Much has been written about the tradeoffs on “IPO versus M&A” exits (e.g., here, here), and there are clear lessons to be taken about returning capital to investors. As Nimbus demonstrated two years ago in the sale of one of its subsidiaries for $1.2B ($600m of which came in the first year) to Gilead Sciences, a private company can create an “M&A return” while also continuing operations. That’s much more difficult, if not practically impossible, for a public company (as elucidated in my blog at the time). Capital returns to Nimbus shareholders from “excess proceeds” from BD deals first began in 2016 with that sale, and since then about 80% of deal capital has been returned to shareholders, providing healthy returns while also still fueling the current pipeline of R&D programs for future value creation:

  • Realizing Mega Returns

On this point, the staying private argument might be more heavily debated. Investment bankers have clear data showing that public market companies get a much greater valuation lift from positive R&D news. Take the case of Intercept ($ICPT), whose lead drug, obeticholic acid, scored an amazing result in a NASH Ph2 study (“FLINT”) in 2014. The share price soared overnight, taking the $700m market cap company to an implied $7b valuation. Locking in a momentary change of value is difficult, though, as today Intercept is worth about half that valuation. Still, for companies like Receptos (acquired by Celgene for $7.2b in 2015) and Kite (acquired by Gilead for $11.9b in 2017) the public markets absolutely enabled much of the M&A negotiation strategy; it is unclear whether, say, Receptos, had it stayed private, would have been happy to take half the amount and still earn a great return.
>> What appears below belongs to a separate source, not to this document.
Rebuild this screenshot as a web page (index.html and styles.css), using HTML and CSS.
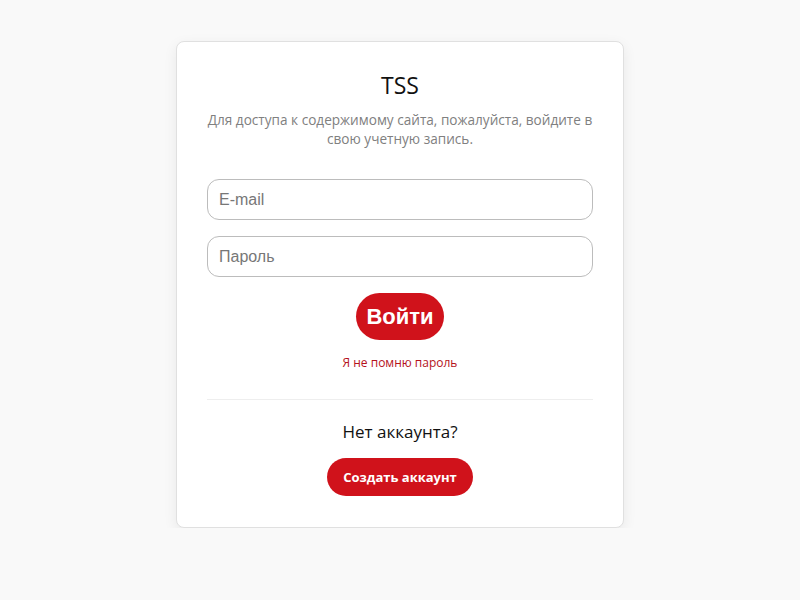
FILE: index.html
```html
<!DOCTYPE html>
<html lang="ru">
<head>
<meta charset="utf-8">
<title>TSS</title>
<link rel="stylesheet" href="styles.css">
</head>
<body>
<main class="page">
  <section class="card">
    <h1 class="title">TSS</h1>
    <p class="subtitle">Для доступа к содержимому сайта, пожалуйста, войдите в свою учетную запись.</p>
    <form class="form">
      <input class="field" type="text" placeholder="E-mail">
      <input class="field" type="password" placeholder="Пароль">
      <button class="btn-login" type="button">Войти</button>
      <a class="forgot" href="#">Я не помню пароль</a>
    </form>
    <hr class="divider">
    <p class="noacc">Нет аккаунта?</p>
    <button class="btn-create" type="button">Создать аккаунт</button>
  </section>
</main>
</body>
</html>
```
FILE: styles.css
```css
html, body {
  margin: 0;
  padding: 0;
  background: #f9f9f9;
  font-family: "Open Sans", "Noto Sans", sans-serif;
}
.page {
  display: flex;
  justify-content: center;
  padding-top: 41px;
}
.card {
  width: 448px;
  box-sizing: border-box;
  background: #fff;
  border: 1px solid #e0e0e0;
  border-radius: 8px;
  box-shadow: 0 4px 14px rgba(0,0,0,0.07);
  padding: 28px 30px 31px;
  display: flex;
  flex-direction: column;
  align-items: center;
}
.title {
  margin: 0;
  font-size: 23px;
  font-weight: 400;
  line-height: 30px;
  color: #111;
}
.subtitle {
  margin: 10px -5px 0;
  font-size: 13.6px;
  line-height: 19px;
  color: #808080;
  text-align: center;
}
.form {
  margin-top: 31px;
  width: 100%;
  display: flex;
  flex-direction: column;
  align-items: center;
}
.field {
  width: 100%;
  box-sizing: border-box;
  height: 41px;
  border: 1px solid #bcbcbc;
  border-radius: 12px;
  padding: 0 11px;
  font-family: "Liberation Sans", Arial, sans-serif;
  font-size: 16px;
  color: #333;
  margin-bottom: 16px;
  outline: none;
}
.field::placeholder {
  color: #777;
}
.btn-login {
  background: #d0121b;
  color: #fff;
  border: none;
  border-radius: 24px;
  height: 47px;
  padding: 0 10px;
  font-family: "Liberation Sans", Arial, sans-serif;
  font-weight: 700;
  font-size: 22px;
  cursor: pointer;
}
.forgot {
  margin-top: 14px;
  font-size: 12px;
  line-height: 18px;
  color: #b5121b;
  text-decoration: none;
}
.divider {
  width: 100%;
  margin: 27px 0 0;
  border: none;
  border-top: 1px solid #eeeeee;
}
.noacc {
  margin: 20px 0 0;
  font-size: 17px;
  line-height: 24px;
  color: #111;
}
.btn-create {
  margin-top: 14px;
  background: #d0121b;
  color: #fff;
  border: none;
  border-radius: 19px;
  height: 38px;
  padding: 0 16px;
  font-family: "Open Sans", "Noto Sans", sans-serif;
  font-weight: 700;
  font-size: 13px;
  cursor: pointer;
}
```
However, as in the tale of Intercept above, often times the run-up of public company biotech valuation anticipates some sort of M&A deal, and when the deal doesn’t materialize and the long, expensive road of first commercial launch is followed, share price typically depresses.  Regular SEC reports will show that at such times, behind-the-scenes investors betting on M&A switch out to new investors betting on commercial promises.
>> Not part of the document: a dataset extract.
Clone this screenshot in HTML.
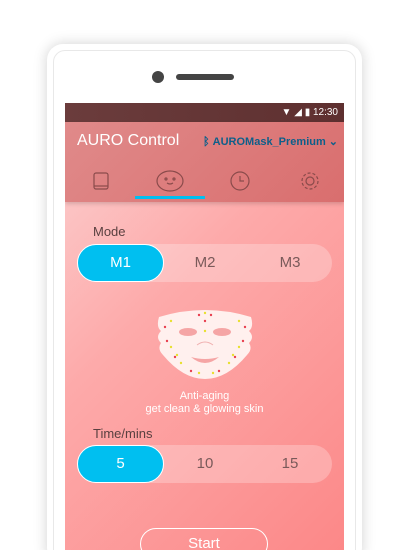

On the other hand, staying private can realize exceptional value too. Had Nimbus gone IPO six months before the Gilead deal, in those heady days of 2015, perhaps our market cap could have been $400m (taking a generous 90th %ile IPO at the time) at the point where Gilead wanted to buy. An acquisition at that point would be for the whole company, and given the fact that our market cap was a known public quantity, the chances are, our board would have had to seriously consider an offer lower than $1.2b for the whole company. Staying private allowed a much more focused discussion on future potential and reasons to sell / pass, and likely resulted in (much) better returns.
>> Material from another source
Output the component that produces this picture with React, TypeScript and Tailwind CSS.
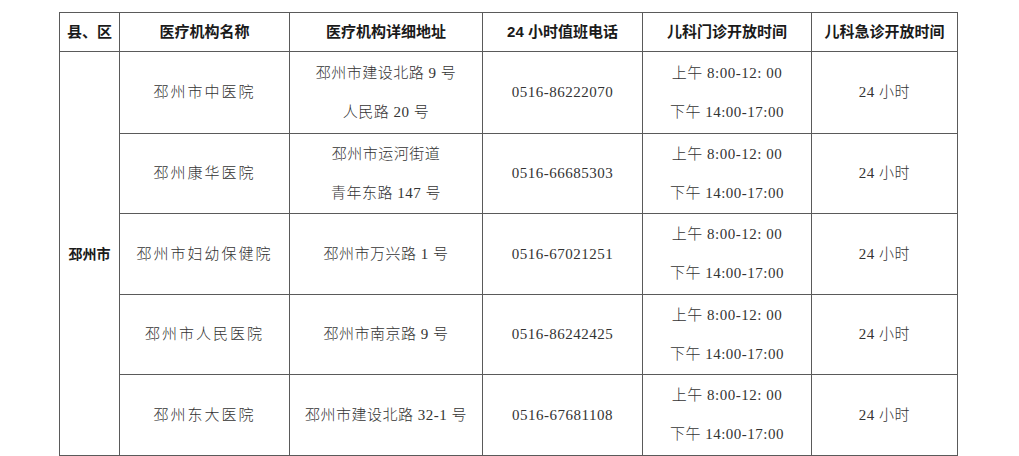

For now, it looks like Tesla will remain a public company and the thought of going private faded in but a few short weeks. In Mr. Musk’s case, there were numerous factors derailing the billionaire, including the fact that the investors willing to take private shares included competitors and a concern by the bond holders in a “private Tesla’s” ability to service that debt (summarized here).

So, will Nimbus ever go public? Maybe. Rest assured, if we ever do, we’ll have carefully thought through the options, trade-offs, and limitations of that strategy, and proved to ourselves and our investors that the NASDAQ Board selfie is worth the trouble.

 

Big thanks to the many mentors, friends, and members of the Nimbus family who have contributed all of the wisdom behind this blog.